As our understanding of genetics and the human genome continues to grow, so too does the realization that for study data to be meaningful and have an impact on public health, study cohorts need to be large and as ethnically diverse as the population. Support of this notion continues to roll in, as evidence from various studies utilizing these parameters has revealed exciting data that was not seen in more previous, more ethnically limited trials. A recent example, for instance, comes from an international team of researchers led by investigators at the Children’s Hospital of Philadelphia (CHOP), who analyzed data across multiple ethnicities and has produced the largest genetic study to date associated with common childhood obesity.

The Early Growth Genetics (EGG) Consortium discovered a robust new signal, fine-mapped previously reported genetic variants, and added to evidence that genetic influences on obesity operate across the lifespan. Findings from the new study were published recently in Human Molecular Genetics through an article titled “A Trans-ancestral Meta-Analysis of Genome-Wide Association Studies Reveals Loci Associated with Childhood Obesity.”

“As we continue to deepen our research into the genetics of obesity, this knowledge is bringing us closer to pinpointing specific causal genes and how they function in giving rise to obesity,” explained senior study investigator Struan Grant, PhD, director of the Center for Spatial and Functional Genomics (CSFG) at CHOP. “That detailed knowledge will help guide researchers toward developing more effective treatments.”

In recent years, obesity has increasingly received public attention due to its detrimental impact on public health and its rising prevalence of the condition among children—now higher than 20% in the United States. Obese adolescents tend to have a higher risk of mortality as adults. Although environmental factors, such as food choices and sedentary habits, contribute to rising rates of obesity in childhood, scientists have found strong evidence of genetic influences as well.

The current research extends the work of a 2012 collaborative study, also led by Grant, that identified genetic variants linked to common childhood obesity. That study, also from the EGG Consortium, was a meta-analysis focused on children of European ancestry only.

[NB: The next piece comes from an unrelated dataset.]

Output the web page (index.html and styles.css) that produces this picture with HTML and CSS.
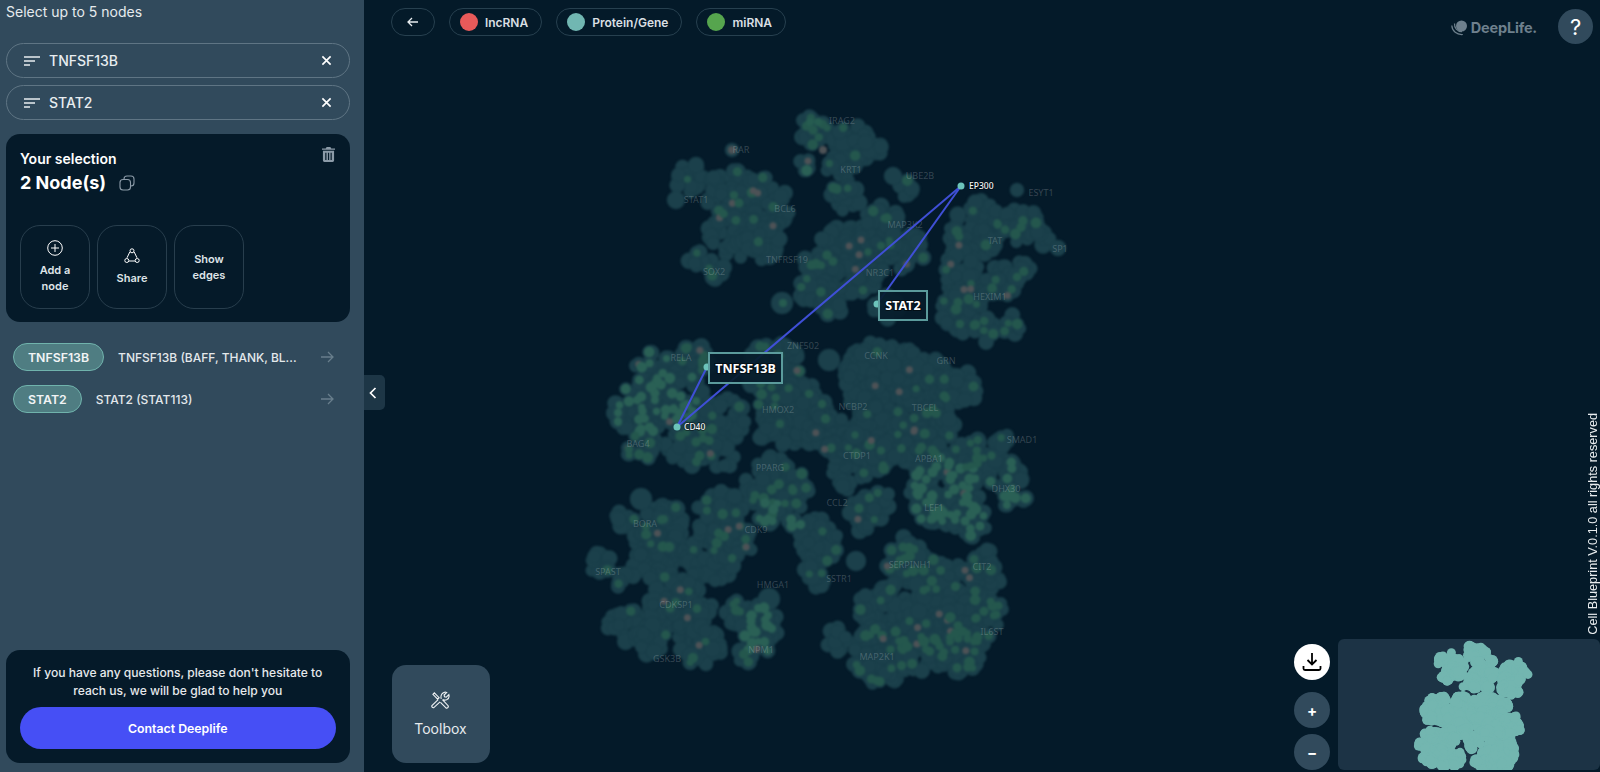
FILE: index.html
```html
<!DOCTYPE html>
<html lang="en">
<head>
  <meta charset="UTF-8" />
  <meta name="viewport" content="width=device-width, initial-scale=1.0" />
  <title>Cell Blueprint</title>
  <link rel="stylesheet" href="styles.css">
</head>
<body>
  <div class="app">
    <aside class="sidebar">
      <p class="hint">Select up to 5 nodes</p>

      <div class="search-pill">
        <svg class="sort-icon" viewBox="0 0 16 10"><path d="M0 1h16M0 5h11M0 9h6"/></svg>
        <span>TNFSF13B</span>
        <svg class="close-icon" viewBox="0 0 12 12"><path d="M1.5 1.5l9 9M10.5 1.5l-9 9"/></svg>
      </div>
      <div class="search-pill">
        <svg class="sort-icon" viewBox="0 0 16 10"><path d="M0 1h16M0 5h11M0 9h6"/></svg>
        <span>STAT2</span>
        <svg class="close-icon" viewBox="0 0 12 12"><path d="M1.5 1.5l9 9M10.5 1.5l-9 9"/></svg>
      </div>

      <section class="selection">
        <svg class="trash-icon" viewBox="0 0 14 16"><path d="M5 0h4l1 1.500h4v1.500H0V1.500h4zM1 4h12v10.500a1.500 1.500 0 0 1-1.500 1.500h-9A1.500 1.500 0 0 1 1 14.500zm2.500 2v8h1.300V6zm2.900 0v8h1.300V6zm2.800 0v8h1.300V6z"/></svg>
        <h3>Your selection</h3>
        <div class="count">
          <span>2 Node(s)</span>
          <svg class="copy-icon" viewBox="0 0 16 16"><rect x="1" y="4.500" width="10.500" height="10.500" rx="3"/><path d="M5 4.500V4a3 3 0 0 1 3-3h4a3 3 0 0 1 3 3v4a3 3 0 0 1-3 3h-.5"/></svg>
        </div>
        <div class="actions">
          <button class="action">
            <svg viewBox="0 0 16 16"><circle cx="8" cy="8" r="7.300"/><path d="M8 4v8M4 8h8"/></svg>
            Add a node
          </button>
          <button class="action">
            <svg viewBox="0 0 16 16"><path d="M5.800 4L3 9.800M10.200 4L13 9.800M5 13h6"/><circle cx="8" cy="2.800" r="2"/><circle cx="2.800" cy="12.500" r="2"/><circle cx="13.200" cy="12.500" r="2"/></svg>
            Share
          </button>
          <button class="action">Show edges</button>
        </div>
      </section>

      <div class="node-row">
        <span class="node-tag">TNFSF13B</span>
        <span class="node-name">TNFSF13B (BAFF, THANK, BL...</span>
        <svg class="go-icon" viewBox="0 0 14 12"><path d="M1 6h12M8 1l5 5-5 5"/></svg>
      </div>
      <div class="node-row">
        <span class="node-tag">STAT2</span>
        <span class="node-name">STAT2 (STAT113)</span>
        <svg class="go-icon" viewBox="0 0 14 12"><path d="M1 6h12M8 1l5 5-5 5"/></svg>
      </div>

      <section class="contact">
        <p>If you have any questions, please don't hesitate to reach us, we will be glad to help you</p>
        <button class="contact-btn">Contact Deeplife</button>
      </section>
    </aside>

    <main class="stage">
      <svg id="graph" class="graph" viewBox="364 0 1236 772"></svg>

      <header class="topbar">
        <div class="legend">
          <button class="chip back-chip">
            <svg viewBox="0 0 12 10"><path d="M11 5H1.500M5 1L1 5l4 4"/></svg>
          </button>
          <span class="chip"><i class="dot dot-red"></i>lncRNA</span>
          <span class="chip"><i class="dot dot-teal"></i>Protein/Gene</span>
          <span class="chip"><i class="dot dot-green"></i>miRNA</span>
        </div>
        <div class="brand">
          <div class="logo">
            <svg viewBox="0 0 18 16"><circle cx="10.500" cy="6" r="5.500"/><path class="logo-arc" d="M.8 5.500c.3 5.500 5 9.500 11 9M3.500 3.500c-.3 4 2.500 8 7.500 8.200"/></svg>
            <span>DeepLife.</span>
          </div>
          <button class="help">?</button>
        </div>
      </header>

      <button class="collapse">
        <svg viewBox="0 0 8 12"><path d="M6.500 1L1.500 6l5 5"/></svg>
      </button>

      <button class="toolbox">
        <svg viewBox="0 0 20 20"><path d="M2 3.500L3.500 2l5 5-1.500 1.500zM9.500 11.500l-6.500 6a1.600 1.600 0 0 1-2-2.200L7.500 9M12 9l6 6.500a1.700 1.700 0 0 1-2.300 2.300L10 12M10.800 8.200C10 5.500 11 2.500 13.500 1.500c1-.4 2-.4 3 0L13.800 4.200l.4 1.900 1.900.4 2.700-2.700c.6 2.200-.3 4.500-2.400 5.400-1.300.5-2.800.4-3.800-.3"/></svg>
        Toolbox
      </button>

      <p class="copyright">Cell Blueprint V.0.1.0 all rights reserved</p>

      <div class="map-area">
        <div class="map-controls">
          <button class="round-btn download">
            <svg viewBox="0 0 20 20"><path d="M10 1v11M5.500 8l4.500 4.500L14.500 8M1.500 14v2.500a1.500 1.500 0 0 0 1.500 1.500h14a1.500 1.500 0 0 0 1.500-1.500V14"/></svg>
          </button>
          <button class="round-btn zoom-in">+</button>
          <button class="round-btn">&minus;</button>
        </div>
        <svg id="minimap" class="minimap" viewBox="1338 639 262 131"></svg>
      </div>
    </main>
  </div>

  <script src="graph.js"></script>
</body>
</html>
```

FILE: styles.css
```css
* {
  box-sizing: border-box;
}

html, body {
  margin: 0;
  height: 100%;
  overflow: hidden;
}

body {
  font-family: Inter, "Noto Sans", sans-serif;
  background-color: #041a29;
  color: #fff;
}

button {
  font-family: inherit;
  color: inherit;
  border: none;
  background: none;
  padding: 0;
}

.app {
  display: flex;
  height: 772px;
}

/* sidebar */
.sidebar {
  width: 364px;
  flex-shrink: 0;
  display: flex;
  flex-direction: column;
  padding: 0 14.500px 9px 6px;
  background-color: #314a5c;
}

.hint {
  margin: 0 0 19px;
  font-size: 14px;
  line-height: 24px;
  color: #e6ebee;
}

.search-pill {
  display: flex;
  align-items: center;
  height: 35px;
  margin-bottom: 7px;
  padding: 0 17px;
  border: 1px solid #5f7584;
  border-radius: 18px;
  font-size: 14px;
  font-weight: 500;
  color: #e8edf0;
}

.search-pill span {
  flex: 1;
  margin-left: 9px;
}

.sort-icon {
  width: 16px;
  height: 10px;
  fill: none;
  stroke: #e8edf0;
  stroke-width: 1.300;
}

.close-icon {
  width: 11px;
  height: 11px;
  fill: none;
  stroke: #fff;
  stroke-width: 1.800;
}

.selection {
  position: relative;
  height: 188px;
  margin-top: 7px;
  margin-bottom: 21px;
  padding: 16px 14px;
  border-radius: 14px;
  background-color: #051a29;
}

.selection h3 {
  margin: 0;
  font-size: 14px;
  line-height: 17px;
  font-weight: 600;
}

.trash-icon {
  position: absolute;
  top: 13px;
  right: 15px;
  width: 13px;
  height: 15px;
  fill: #8c9ba8;
}

.count {
  display: flex;
  align-items: center;
  margin-top: 4px;
  font-size: 18px;
  line-height: 24px;
  font-weight: 700;
}

.copy-icon {
  width: 16px;
  height: 16px;
  margin-left: 13px;
  fill: none;
  stroke: #8c9ba8;
  stroke-width: 1.100;
}

.actions {
  display: flex;
  gap: 7px;
  margin-top: 30px;
}

.action {
  display: flex;
  flex-direction: column;
  align-items: center;
  justify-content: center;
  width: 70px;
  height: 84px;
  padding: 0 14px;
  border: 1px solid #283e4d;
  border-radius: 20px;
  font-size: 11px;
  line-height: 16px;
  font-weight: 600;
  color: #dfe4e8;
}

.action svg {
  width: 16px;
  height: 16px;
  margin-bottom: 6px;
  fill: none;
  stroke: #fff;
  stroke-width: 1;
}

.node-row {
  display: flex;
  align-items: center;
  height: 28px;
  margin: 0 0 14px 7px;
  font-size: 12px;
  font-weight: 500;
  color: #e3e8eb;
}

.node-tag {
  display: flex;
  align-items: center;
  height: 28px;
  padding: 0 14px;
  border: 1px solid #70b3ac;
  border-radius: 14px;
  background-color: #4f7d82;
  font-size: 12.300px;
  font-weight: 600;
  color: #f1f4f5;
}

.node-name {
  flex: 1;
  margin-left: 14px;
}

.go-icon {
  width: 14px;
  height: 12px;
  margin-right: 16px;
  fill: none;
  stroke: #687e8c;
  stroke-width: 1.300;
}

.contact {
  margin-top: auto;
  height: 113px;
  padding: 14px 14px 0;
  border-radius: 14px;
  background-color: #051a29;
  text-align: center;
}

.contact p {
  margin: 0 0 7px;
  font-size: 12.100px;
  line-height: 18px;
  font-weight: 500;
  color: #e6e9ec;
}

.contact-btn {
  width: 100%;
  height: 42px;
  border-radius: 21px;
  background-color: #464ff5;
  font-size: 12.300px;
  font-weight: 600;
}

/* graph area */
.stage {
  position: relative;
  flex: 1;
}

.graph {
  position: absolute;
  inset: 0;
  width: 100%;
  height: 100%;
  font-family: "Noto Sans", sans-serif;
}

.nodes {
  filter: blur(0.8px);
}

.graph-label {
  font-size: 9px;
  fill: #ffffff;
  fill-opacity: 0.2;
  text-anchor: middle;
}

.edge {
  stroke: #3f4fd6;
  stroke-width: 2;
}

.picked {
  fill: #6cc4ba;
}

.picked-label {
  font-size: 8.500px;
  font-weight: 500;
  fill: #f2f5f6;
  stroke: #000;
  stroke-width: 1.500px;
  stroke-opacity: 0.5;
  paint-order: stroke;
}

.tag-box {
  fill: #061c2b;
  fill-opacity: 0.92;
  stroke: #5b9b9c;
  stroke-width: 2;
}

.tag-text {
  font-size: 12.500px;
  font-weight: 700;
  fill: #fff;
  stroke: #000;
  stroke-width: 2px;
  stroke-opacity: 0.5;
  paint-order: stroke;
  text-anchor: middle;
}

.topbar {
  position: relative;
  display: flex;
  justify-content: space-between;
  align-items: flex-start;
  padding: 8px 7px 0 27px;
}

.legend {
  display: flex;
  gap: 14px;
}

.chip {
  display: flex;
  align-items: center;
  height: 28px;
  padding: 0 13px 0 10px;
  border: 1px solid #27404f;
  border-radius: 14px;
  font-size: 12px;
  font-weight: 600;
  color: #d9dfe3;
}

.back-chip {
  justify-content: center;
  width: 44px;
  padding: 0;
}

.back-chip svg {
  width: 12px;
  height: 10px;
  fill: none;
  stroke: #e8edf0;
  stroke-width: 1.300;
}

.dot {
  width: 18px;
  height: 18px;
  margin-right: 7px;
  border-radius: 50%;
}

.dot-red {
  background-color: #e85a5a;
}

.dot-teal {
  background-color: #71b7b2;
}

.dot-green {
  background-color: #56a54e;
}

.brand {
  display: flex;
  align-items: flex-start;
  gap: 21px;
}

.logo {
  display: flex;
  align-items: center;
  gap: 2px;
  margin-top: 11px;
  font-size: 14.500px;
  font-weight: 700;
  line-height: 18px;
  letter-spacing: -0.2px;
  color: #6e808d;
}

.logo svg {
  width: 18px;
  height: 16px;
  fill: #6e808d;
}

.logo-arc {
  fill: none;
  stroke: #6e808d;
  stroke-width: 1.200;
}

.help {
  width: 35px;
  height: 35px;
  margin-top: 1px;
  border-radius: 50%;
  background-color: #314a5c;
  font-size: 22px;
  font-weight: 400;
}

.collapse {
  position: absolute;
  left: 0;
  top: 375px;
  display: flex;
  align-items: center;
  justify-content: center;
  width: 21px;
  height: 35px;
  padding-right: 4px;
  border-radius: 0 5px 5px 0;
  background-color: #1d3646;
}

.collapse svg {
  width: 8px;
  height: 12px;
  fill: none;
  stroke: #fff;
  stroke-width: 1.700;
}

.toolbox {
  position: absolute;
  left: 27.500px;
  bottom: 9px;
  display: flex;
  flex-direction: column;
  align-items: center;
  justify-content: center;
  width: 98px;
  height: 98px;
  border-radius: 14px;
  background-color: #314a5c;
  font-size: 14px;
  color: #e6ebee;
}

.toolbox svg {
  width: 19px;
  height: 19px;
  margin-bottom: 10px;
  fill: none;
  stroke: #eef1f3;
  stroke-width: 1.200;
}

.copyright {
  position: absolute;
  right: 0;
  bottom: 137px;
  margin: 0;
  writing-mode: vertical-rl;
  transform: rotate(180deg);
  font-family: "Liberation Sans", Arial, sans-serif;
  font-size: 12.700px;
  line-height: 14px;
  color: #e9edef;
}

.map-area {
  position: absolute;
  right: 0;
  bottom: 2px;
  display: flex;
  gap: 8px;
}

.map-controls {
  display: flex;
  flex-direction: column;
  padding-top: 5px;
  gap: 6px;
}

.round-btn {
  display: flex;
  align-items: center;
  justify-content: center;
  width: 36px;
  height: 36px;
  border-radius: 50%;
  background-color: #314a5c;
  font-size: 15px;
  font-weight: 700;
}

.download {
  margin-bottom: 6px;
  background-color: #fff;
}

.download svg {
  width: 20px;
  height: 20px;
  fill: none;
  stroke: #000;
  stroke-width: 1.800;
}

.minimap {
  width: 262px;
  height: 131px;
  border-radius: 6px;
  background-color: #1c3345;
}

.mini-node {
  fill: #73b6b0;
}
```

FILE: graph.js
```js
// graph data is in page pixels, same numbers as the svg viewBox
// each lobe: x, y, radius, chance of a green dot
const lobes = [
  // top
  [815, 130, 16, 0.2], [850, 145, 22, 0.05], [872, 150, 10, 0.05], [805, 165, 8, 0.3], [838, 168, 12, 0.1],
  // STAT1
  [690, 180, 16, 0.05], [730, 195, 26, 0.06], [762, 205, 28, 0.06], [735, 230, 28, 0.05], [762, 240, 20, 0.06], [700, 262, 12, 0.2], [718, 272, 8, 0.1],
  // middle
  [850, 260, 36, 0.06], [820, 272, 20, 0.1], [880, 228, 22, 0.06], [905, 250, 20, 0.08], [810, 290, 12, 0.1], [830, 305, 12, 0.1], [885, 308, 14, 0.1], [845, 195, 16, 0.08], [905, 190, 10, 0.08],
  // EP300 side
  [975, 228, 28, 0.06], [1022, 225, 18, 0.1], [1040, 238, 10, 0.12], [960, 272, 22, 0.06], [962, 312, 24, 0.14], [1000, 282, 18, 0.12], [1012, 325, 10, 0.2], [985, 330, 12, 0.16], [1025, 268, 8, 0.2],
  // RELA / CD40
  [655, 370, 20, 0.28], [640, 410, 26, 0.28], [675, 395, 28, 0.24], [690, 440, 26, 0.1], [725, 420, 22, 0.06], [640, 445, 16, 0.2], [722, 455, 14, 0.06], [695, 360, 16, 0.2],
  // HMOX2
  [775, 365, 26, 0.08], [795, 415, 34, 0.03], [770, 395, 16, 0.06], [825, 430, 20, 0.1], [765, 430, 10, 0.1], [750, 375, 12, 0.1],
  // CCNK
  [885, 380, 42, 0.03], [925, 385, 28, 0.04], [960, 385, 20, 0.03], [880, 430, 26, 0.05], [915, 440, 24, 0.1], [935, 425, 20, 0.08], [935, 450, 8, 0.1],
  // CTDP1
  [850, 470, 20, 0.08], [880, 455, 16, 0.05], [840, 445, 14, 0.08],
  // LEF1 / APBA1
  [945, 490, 36, 0.35], [975, 460, 22, 0.2], [1005, 475, 18, 0.3], [1015, 500, 12, 0.3], [970, 520, 18, 0.28], [1000, 440, 10, 0.12], [930, 510, 16, 0.3],
  // PPARG
  [775, 485, 30, 0.2], [770, 510, 14, 0.24], [795, 495, 14, 0.2],
  // CCL2
  [868, 515, 18, 0.05], [820, 540, 22, 0.06], [815, 575, 14, 0.08], [880, 500, 12, 0.05], [795, 525, 7, 0.4],
  // BORA
  [665, 525, 22, 0.06], [625, 520, 10, 0.1], [720, 515, 24, 0.06], [655, 555, 28, 0.06], [710, 555, 28, 0.06], [600, 562, 12, 0.05], [740, 540, 16, 0.12], [625, 580, 10, 0.06],
  // CDKSP1
  [680, 610, 32, 0.05], [625, 625, 18, 0.1], [700, 645, 22, 0.05], [735, 610, 14, 0.1], [650, 640, 16, 0.08], [760, 625, 20, 0.45], [755, 645, 14, 0.4], [745, 655, 8, 0.2],
  // SERPINH1 / MAP2K1
  [910, 560, 24, 0.16], [885, 610, 28, 0.08], [945, 590, 30, 0.1], [880, 655, 30, 0.16], [925, 640, 32, 0.12], [975, 620, 28, 0.2], [985, 580, 16, 0.06], [965, 660, 16, 0.16], [985, 560, 12, 0.05], [838, 640, 12, 0.16], [1000, 610, 8, 0.16], [960, 650, 22, 0.16]
];

const singles = [
  [641, 499, 11], [676, 200, 9], [782, 303, 11], [696, 165, 8], [808, 161, 7],
  [856, 561, 10], [855, 435, 10], [1017, 277, 10], [1058, 248, 8], [893, 176, 9],
  [829, 360, 11], [769, 599, 11], [691, 656, 9], [732, 150, 7], [1017, 190, 7]
];

// dots that stand out in the picture, placed by hand
const dots = [
  [732, 150, 4, "#4d5256"], [783, 303, 4, "#265c50"], [823, 150, 4, "#4d5256"], [861, 240, 3.500, "#4d5256"],
  [818, 122, 4, "#265c50"], [810, 122, 4, "#265c50"]
];

const labels = [
  ["IRAG2", 842, 124], ["RAR", 741, 153], ["KRT1", 851, 173], ["UBE2B", 920, 179], ["STAT1", 696, 203],
  ["BCL6", 785, 212], ["ESYT1", 1041, 196], ["MAP3K2", 905, 228], ["TAT", 995, 244], ["SP1", 1060, 252],
  ["TNFRSF19", 787, 263], ["SOX2", 714, 275], ["NR3C1", 880, 276], ["HEXIM1", 990, 300], ["ZNF502", 803, 349],
  ["CCNK", 876, 359], ["GRN", 946, 364], ["RELA", 681, 361], ["HMOX2", 778, 413], ["NCBP2", 853, 410],
  ["TBCEL", 925, 411], ["BAG4", 638, 447], ["CTDP1", 857, 459], ["APBA1", 929, 462], ["SMAD1", 1022, 443],
  ["PPARG", 770, 471], ["DHX30", 1006, 492], ["LEF1", 934, 511], ["CCL2", 837, 506], ["BORA", 645, 527],
  ["CDK9", 756, 533], ["SPAST", 608, 575], ["SERPINH1", 910, 568], ["CIT2", 982, 570], ["SSTR1", 839, 582],
  ["HMGA1", 773, 588], ["CDKSP1", 676, 608], ["NPM1", 761, 653], ["IL6ST", 992, 635], ["MAP2K1", 877, 660],
  ["GSK3B", 667, 662]
];

const SVG_NS = "http://www.w3.org/2000/svg";

// seeded so the picture is the same every load
let seed = 20240611;
function rand() {
  seed = (seed + 0x6d2b79f5) | 0;
  let t = Math.imul(seed ^ (seed >>> 15), 1 | seed);
  t = (t + Math.imul(t ^ (t >>> 7), 61 | t)) ^ t;
  return ((t ^ (t >>> 14)) >>> 0) / 4294967296;
}

function add(parent, tag, attrs, text) {
  const el = document.createElementNS(SVG_NS, tag);
  for (const key in attrs) {
    el.setAttribute(key, attrs[key]);
  }
  if (text) {
    el.textContent = text;
  }
  parent.appendChild(el);
  return el;
}

const graph = document.getElementById("graph");
const minimap = document.getElementById("minimap");
const nodeGroup = add(graph, "g", { class: "nodes" });

const points = [];
lobes.forEach(([x, y, r, green]) => {
  const count = Math.max(5, Math.round((r * r * 3.14) / 34));
  for (let i = 0; i < count; i++) {
    const angle = rand() * Math.PI * 2;
    const dist = Math.sqrt(rand()) * r;
    points.push([x + Math.cos(angle) * dist, y + Math.sin(angle) * dist, 6 + rand() * 2.5, green]);
  }
});
singles.forEach(([x, y, r]) => {
  points.push([x, y, r, 0.1]);
});

points.forEach(([x, y, r]) => {
  add(nodeGroup, "circle", { cx: x, cy: y, r: r, fill: "#1b404b", stroke: "#183b46", "stroke-width": 0.6 });
});

// green and pink dots sit on top of the base nodes
points.forEach(([x, y, r, green]) => {
  const roll = rand();
  if (roll < green) {
    add(nodeGroup, "circle", { cx: x, cy: y, r: 3.5 + rand() * 2, fill: green > 0.2 ? "#2a6055" : "#24574d" });
  } else if (roll > 0.987) {
    add(nodeGroup, "circle", { cx: x, cy: y, r: 3.5, fill: "#4d5256" });
  }
});

dots.forEach(([x, y, r, fill]) => {
  add(nodeGroup, "circle", { cx: x, cy: y, r: r, fill: fill });
});

labels.forEach(([name, x, y]) => {
  add(graph, "text", { class: "graph-label", x: x, y: y }, name);
});

// edges between the picked nodes
[
  [677, 427, 961, 186],
  [677, 427, 707, 367],
  [877, 304, 961, 186]
].forEach(([x1, y1, x2, y2]) => {
  add(graph, "line", { class: "edge", x1: x1, y1: y1, x2: x2, y2: y2 });
});

[[961, 186], [677, 427], [707, 367], [877, 304]].forEach(([x, y]) => {
  add(graph, "circle", { class: "picked", cx: x, cy: y, r: 3.5 });
});

add(graph, "text", { class: "picked-label", x: 969, y: 189 }, "EP300");
add(graph, "text", { class: "picked-label", x: 684, y: 430 }, "CD40");

[
  ["TNFSF13B", 709, 353, 73, 30],
  ["STAT2", 879, 291, 48, 29]
].forEach(([name, x, y, w, h]) => {
  add(graph, "rect", { class: "tag-box", x: x, y: y, width: w, height: h });
  add(graph, "text", { class: "tag-text", x: x + w / 2, y: y + h / 2 + 4.5 }, name);
});

// minimap is the same node set, shrunk down
points.forEach(([x, y]) => {
  add(minimap, "circle", {
    class: "mini-node",
    cx: 1418 + (x - 590) * 0.235,
    cy: 646 + (y - 120) * 0.222,
    r: 4.5
  });
});
```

In this current work, the EGG Consortium scientists performed a meta-analysis of 30 genome-wide association studies comprising 13,000 cases and 15,600 controls, all from individuals of European, African, North and South American, and East Asian ancestry. A replication study then covered a subset of samples of 1,888 cases and 4,689 controls from European and North/South American cohorts.

“Searching for additional genetic variants associated with childhood obesity, we performed a trans-ancestral meta-analysis of thirty studies consisting of up to 13,005 cases (≥95th percentile of BMI achieved 2–18 years old) and 15,599 controls (consistently <50th percentile of BMI) of European, African, North/South American, and East Asian ancestry,” the authors wrote. “Suggestive loci were taken forward for replication in a sample of 1,888 cases and 4,689 controls from seven cohorts of European and North/South American ancestry. In addition to observing 18 previously implicated BMI or obesity loci, for both early and late-onset, we uncovered one completely novel locus in this trans-ancestral analysis (nearest gene: METTL15). The variant was nominally associated in only the European subgroup analysis but had a consistent direction of effect in other ethnicities.”

The scientists found a strong, novel variant associated with childhood obesity, closest to the METTL15 gene, and confirmed 18 variants previously linked to childhood obesity or body mass index (BMI). The team also used fine-mapping analyses to narrow down potential causal variants at four different locations to fewer than 10 specific single-base changes (single-nucleotide polymorphisms, or SNPs).

“Obesity is becoming such an alarming health problem in children that we need to scale up translational efforts to develop innovative therapies,” noted study co-investigator Hakon Hakonarson, MD, PhD, director of the Center for Applied Genomics (CAG) at CHOP and a long-term collaborator of Grant’s.

The genetic roots of obesity and BMI are very similar in both children and adults, and that future treatment may reflect those commonalities.

“Follow-up functional studies will be needed to connect potential causal variants with specific effector genes, to better understand the biology of obesity and offer insights into potential treatments,” Grant concluded.